#Moietmesparents – N°1
Comment mon extraordinaire carrière de VRP a pris fin avant même d’avoir pu vraiment commencer.
Ce dimanche-là, avec mon ami Giovanni, on a eu l’idée du siècle, vous savez, le genre d’idée où, dans un dessin animé, y a une ampoule qui s’allume au-dessus de votre tête. Un projet de génie qui allait tout simplement nous rendre riches.
Giovanni possédait un stock de graines de tournesol, celles qu’on achète dans des petits sachets en plastique à la boulangerie. On a passé un bon moment à fabriquer des pochettes en papier de deux tailles différentes et à y disposer quelques graines. Ensuite, on a consciencieusement refermé les paquets avec un morceau de scotch et sur les petites, on a écrit « 1 franc », sur les grandes, « 2 francs ». Il fallait qu’il y en ait pour toutes les bourses, vous comprenez.

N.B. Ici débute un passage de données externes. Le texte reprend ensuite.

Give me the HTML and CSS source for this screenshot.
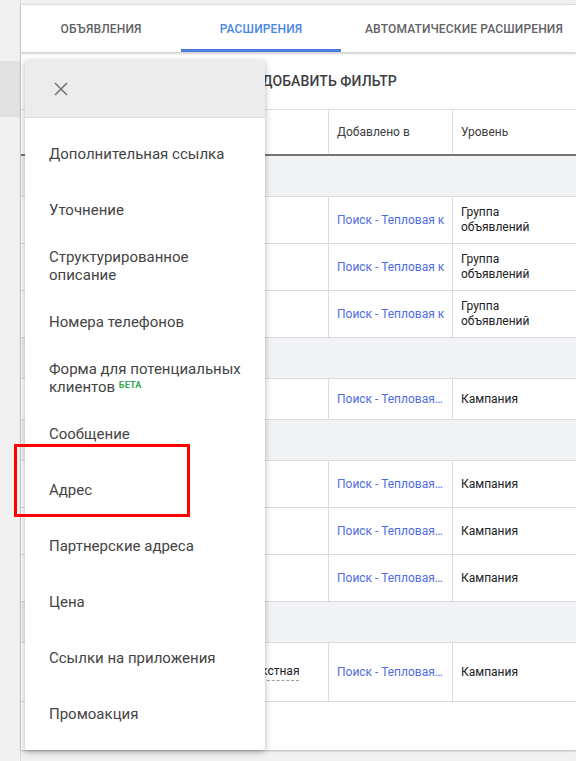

Et on est partis, tels des explorateurs, à l’assaut du grand lotissement dans lequel on habitait. On a passé l’après-midi à écumer les six étages de chaque cage d’escalier de chaque allée du quartier. Comme Giovanni était timide, c’est moi qui sortais le même discours bien rôdé à chaque voisin qui nous ouvrait la porte. « Bonjour, on vend des graines de tournesol ! Vous pouvez les planter dans un pot et après, vous aurez de magnifiques tournesols ! » La plupart des adultes sur lesquels on tombait nous connaissaient au moins de vue et semblaient particulièrement impressionnés par ce projet qui devait à coup sûr nous rendre millionnaires. Ou peut-être étaient-ils simplement attendris qu’on puisse vouloir leur faire croire qu’en mettant des graines déjà grillées et salées en terre, il puisse un jour en sortir une fleur. Pour nous, ce n’était pas du tout une arnaque, entendons-nous bien : on était persuadés par notre boniment ! « Il suffit de bien arroser tous les jours », je rajoutais, si jamais un regard s’avérait un peu sceptique.
À la fin de l’après-midi, Giovanni et moi étions riches d’une bonne vingtaine de pièces de un et deux francs, récoltées à la sueur de notre front. On s’est donc séparés après avoir partagé notre butin, pressés de pouvoir recommencer le week-end suivant.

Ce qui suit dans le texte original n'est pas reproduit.